4) So on the low end (see 3), I have a 6.5 Creedmoor ish thing that will do 100% of everything a CM will do. But, unlike the Creedmoor, I can also ramp it up and huck 160 or 175 (or more) grain bullets, that will do everything a 7 mag will do, just at 200 less yards than a 7 mag will do it (which still gets me out to the 500-ish yard mark, which is plenty).

For example - something like a 162 ELD-X, at even modest muzzle velocity, will outrun/outclass most 30-06 loads of comparable bullet weight by the time you hit 400/500 yards, for a LOT less recoil, and still be inside Hornady's published expansion window well past 600 or so.

5) 7mm has the widest selection of bullets I like of any bullet diameter out there. 7mm is the best mm, IMHO.

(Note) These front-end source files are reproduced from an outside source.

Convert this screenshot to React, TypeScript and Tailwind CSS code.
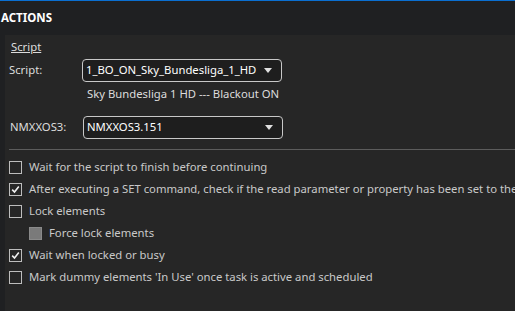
import React from "react";

function Check({ checked = false, disabled = false }: { checked?: boolean; disabled?: boolean }) {
  if (disabled) {
    return <span className="block h-[13px] w-[13px] shrink-0 border border-[#8a8a8a] bg-[#7a7a7a]" />;
  }
  return (
    <span className="flex h-[13px] w-[13px] shrink-0 items-center justify-center border border-[#bdbdbd] bg-[#262626]">
      {checked && (
        <svg width="9" height="9" viewBox="0 0 9 9">
          <path d="M1.2 4.6 L3.5 7 L7.8 1.5" fill="none" stroke="#f0f0f0" strokeWidth="1.6" />
        </svg>
      )}
    </span>
  );
}

function Dropdown({ value }: { value: string }) {
  return (
    <div className="flex h-[23px] w-[200px] items-center justify-between rounded-[4px] border border-[#c8c8c8] bg-[#1e1e1e] pl-[3px] pr-[9px] text-white">
      <span className="whitespace-nowrap">{value}</span>
      <svg width="8" height="5" viewBox="0 0 8 5" className="shrink-0">
        <path d="M0 0 H8 L4 5 Z" fill="#e0e0e0" />
      </svg>
    </div>
  );
}

const options = [
  { label: "Wait for the script to finish before continuing" },
  { label: "After executing a SET command, check if the read parameter or property has been set to the requested value", checked: true },
  { label: "Lock elements" },
  { label: "Force lock elements", indent: true, disabled: true },
  { label: "Wait when locked or busy", checked: true },
  { label: "Mark dummy elements 'In Use' once task is active and scheduled" },
];

export default function App() {
  return (
    <div className="h-[311px] w-[515px] overflow-hidden bg-[#1f2022] font-['Noto_Sans',sans-serif] text-[11.3px] text-[#dcdcdc]">
      <div className="h-px bg-[#0a6fd1]" />
      <div className="flex h-[34px] items-center pl-[1px] text-[11.5px] font-bold text-white">ACTIONS</div>
      <div className="ml-[5px] h-[276px] overflow-hidden bg-[#262626] pt-[3px]">
        <div className="pl-[6px] leading-[17px] underline">Script</div>
        <div className="mt-[4px] flex items-center pl-[4px]">
          <span className="w-[73px]">Script:</span>
          <Dropdown value="1_BO_ON_Sky_Bundesliga_1_HD" />
        </div>
        <div className="mt-[2px] pl-[82px] leading-[20px]">Sky Bundesliga 1 HD --- Blackout ON</div>
        <div className="mt-[12px] flex items-center pl-[5px]">
          <span className="w-[73px]">NMXXOS3:</span>
          <Dropdown value="NMXXOS3.151" />
        </div>
        <div className="ml-[4px] mt-[10px] h-[1px] bg-[#5c5c5c]" />
        <div className="mt-[6px] flex flex-col">
          {options.map((o) => (
            <div
              key={o.label}
              className={`flex h-[22px] items-center gap-[7px] whitespace-nowrap text-[#c9c9c9] ${o.indent ? "pl-[24px]" : "pl-[4px]"}`}
            >
              <Check checked={o.checked} disabled={o.disabled} />
              <span>{o.label}</span>
            </div>
          ))}
        </div>
      </div>
    </div>
  );
}
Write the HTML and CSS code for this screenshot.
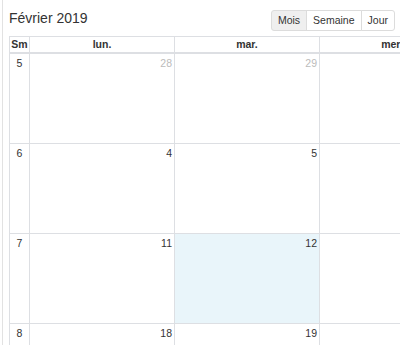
FILE: index.html
```html
<!DOCTYPE html>
<html lang="fr">
<head>
<meta charset="utf-8">
<link rel="stylesheet" href="styles.css">
</head>
<body>
<div class="page">
  <div class="toolbar">
    <h2 class="title">Février 2019</h2>
    <div class="btn-group">
      <button class="btn active">Mois</button>
      <button class="btn">Semaine</button>
      <button class="btn">Jour</button>
    </div>
  </div>
  <div class="cal">
    <div class="grid">
      <div class="hd wk">Sm</div>
      <div class="hd">lun.</div>
      <div class="hd">mar.</div>
      <div class="hd">mer.</div>

      <div class="cell wk">5</div>
      <div class="cell other">28</div>
      <div class="cell other">29</div>
      <div class="cell other"></div>

      <div class="cell wk">6</div>
      <div class="cell">4</div>
      <div class="cell">5</div>
      <div class="cell"></div>

      <div class="cell wk">7</div>
      <div class="cell">11</div>
      <div class="cell today">12</div>
      <div class="cell"></div>

      <div class="cell wk">8</div>
      <div class="cell">18</div>
      <div class="cell">19</div>
      <div class="cell"></div>
    </div>
  </div>
</div>
</body>
</html>
```
FILE: styles.css
```css
html, body {
  margin: 0;
  padding: 0;
  background: #fff;
  overflow: hidden;
}
body {
  font-family: "Liberation Sans", Arial, sans-serif;
  color: #333;
  width: 400px;
  height: 345px;
}
.page {
  margin-left: 2px;
  border-left: 1px solid #e2e2e2;
  padding-left: 6px;
  height: 345px;
  box-sizing: border-box;
  overflow: hidden;
}
.toolbar {
  display: flex;
  justify-content: space-between;
  align-items: flex-start;
  padding-top: 10px;
  height: 21px;
  margin-bottom: 5px;
  padding-right: 5px;
}
.title {
  margin: 0;
  font-size: 14px;
  font-weight: normal;
  line-height: 16px;
  color: #333;
}
.btn-group {
  display: flex;
}
.btn {
  font-family: inherit;
  font-size: 10.5px;
  color: #333;
  background: #fff;
  border: 1px solid #dcdcdc;
  height: 21px;
  padding: 0 6px;
  margin: 0;
  margin-left: -1px;
  line-height: 19px;
}
.btn:first-child {
  border-radius: 3px 0 0 3px;
  margin-left: 0;
}
.btn:last-child {
  border-radius: 0 3px 3px 0;
}
.btn.active {
  background: #efefef;
}
.cal {
  overflow: hidden;
}
.grid {
  display: grid;
  grid-template-columns: 20px repeat(3, 145px);
  grid-template-rows: 17px repeat(4, 90px);
  width: 456px;
  border-left: 1px solid #dddfe3;
  border-top: 1px solid #dddfe3;
}
.hd, .cell {
  border-right: 1px solid #dddfe3;
  border-bottom: 1px solid #dddfe3;
}
.hd {
  font-size: 10.5px;
  font-weight: bold;
  text-align: center;
  line-height: 15px;
  border-bottom-width: 2px;
}
.cell {
  font-size: 10.5px;
  text-align: right;
  padding: 2px 2px 0 0;
  line-height: 14px;
  color: #333;
}
.cell.wk {
  text-align: center;
  padding-right: 0;
}
.cell.other {
  color: #bbb;
}
.cell.today {
  background: #e9f5fa;
}
```
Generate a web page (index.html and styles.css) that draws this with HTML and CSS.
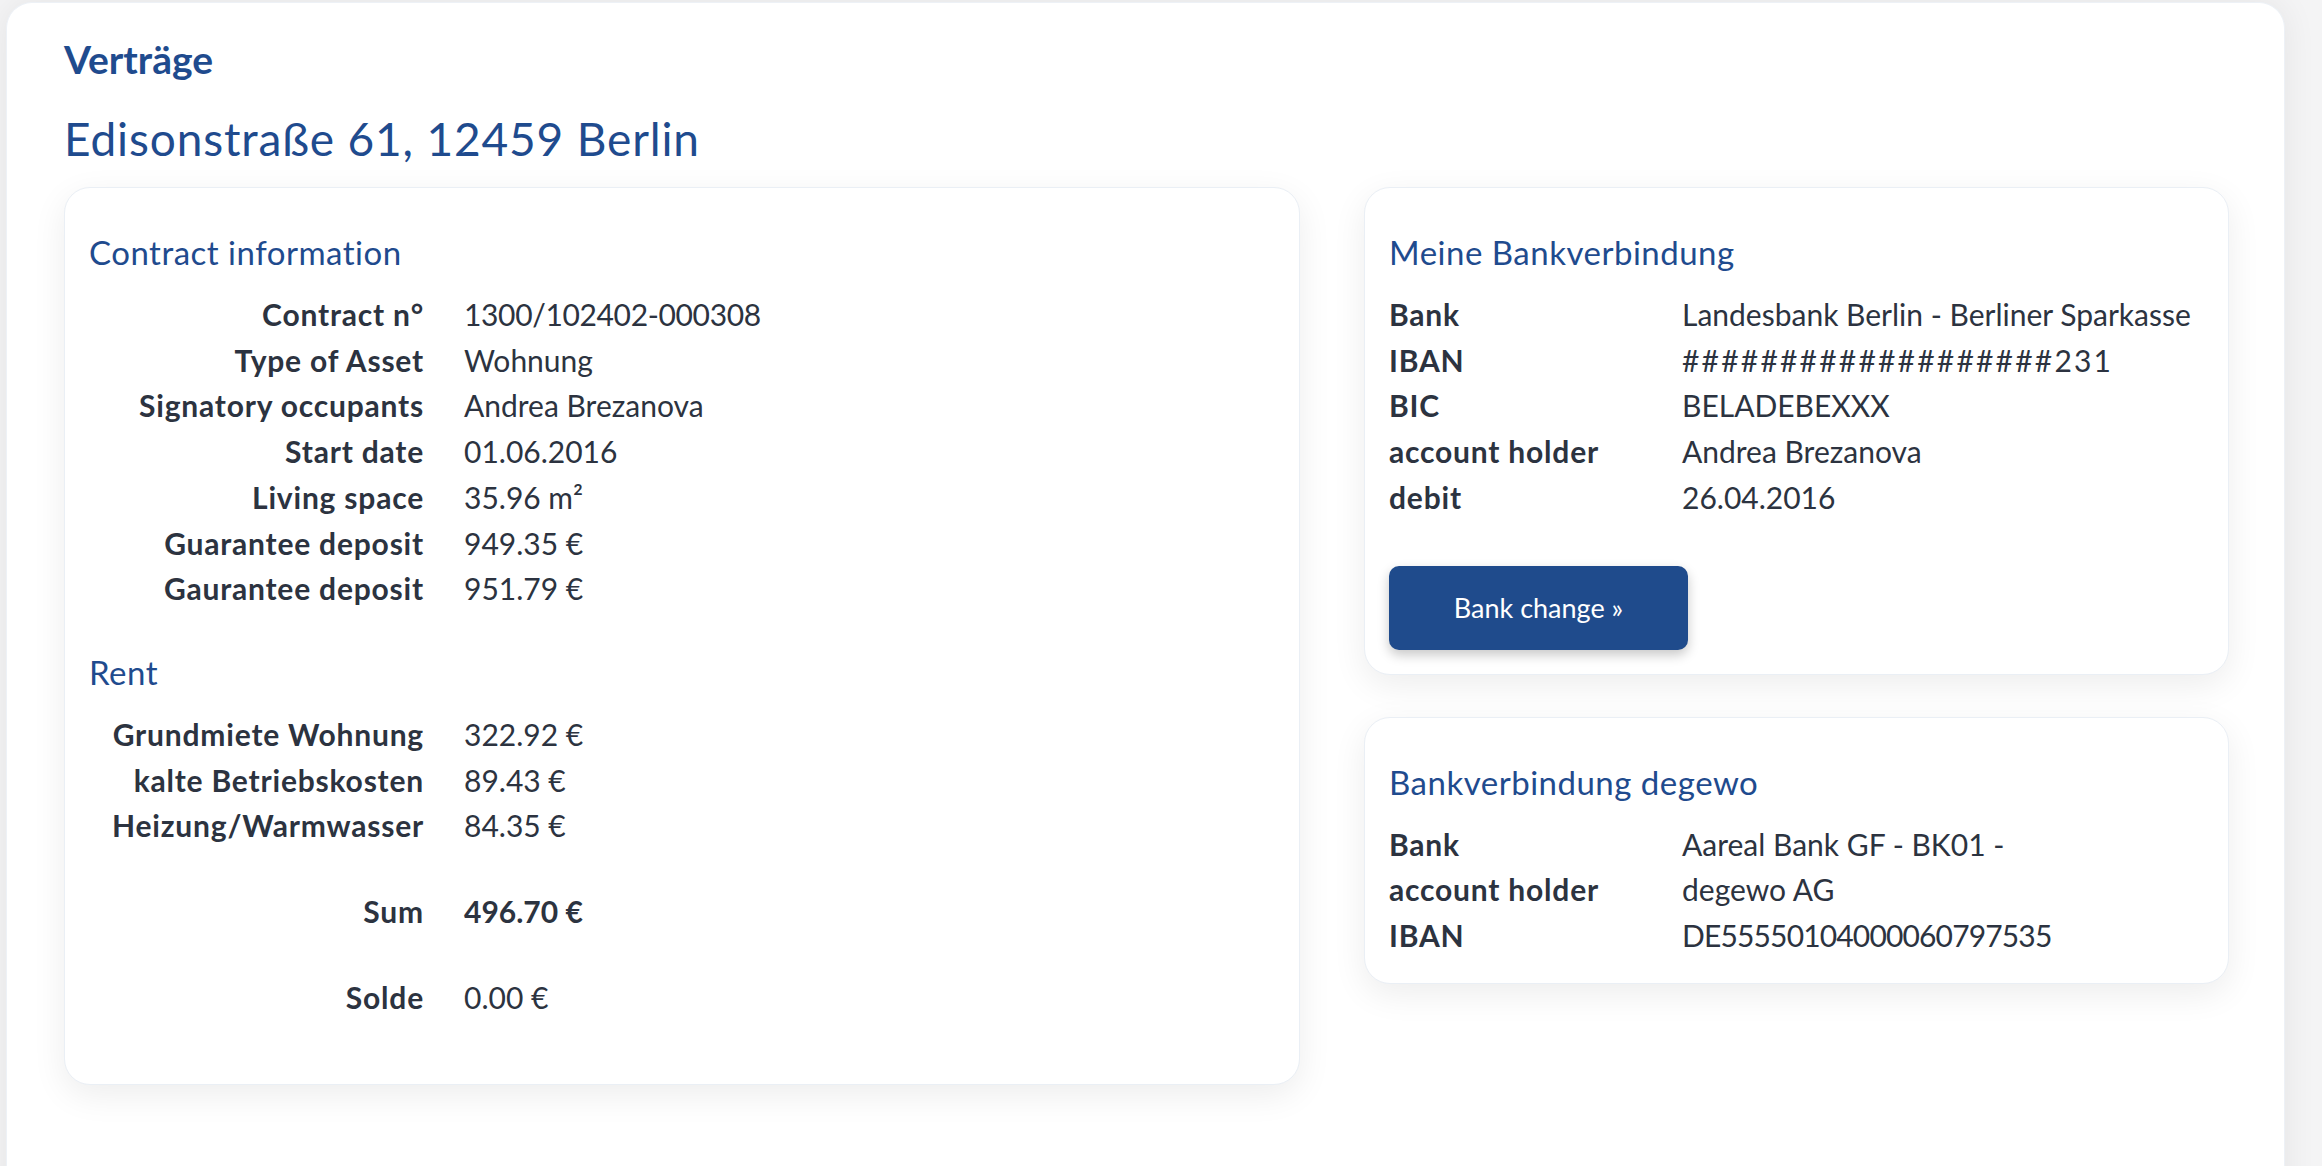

So yeah, IMHO - 7mm-08 is one of the best Goldilocks cartridges going, IMHO.
 
There are plenty of cartridges that will do what you want. One of the creedmoors. The 6.5 prc and pretty much anything based on the 308 case.
 
Hi!
I’m fairly new to hunting and would like to set up a backcountry rifle that’s suppressed so I’d like to keep the barrel in the 20-22” size. I’ve hunted with a lightweight 300wm but I’d like to come down a bit in recoil if possible. I’m thinking 7prc, 7mm mag, 280AI possibly 6.5 prc. I’m not really looking to get into reloading atm and the 280AI doesn’t seem to have the facrory ammo availability so it’s kinda at the back, but the ballistics data is compelling. Which caliber would be best coming out of a shorter barrel but still able to kill elk out to 400 yds? 7mm backcountry is interesting but not sure how the recoil will be and I’d like to be able to little more mainstream to start. Thoughts

6.5CM. I shoot a 16” suppressed 6.5CM and that rifle has now taken 4 elk and a bear. Ammo is ubiquitous, recoil is light, and it will do what you’re asking no problem.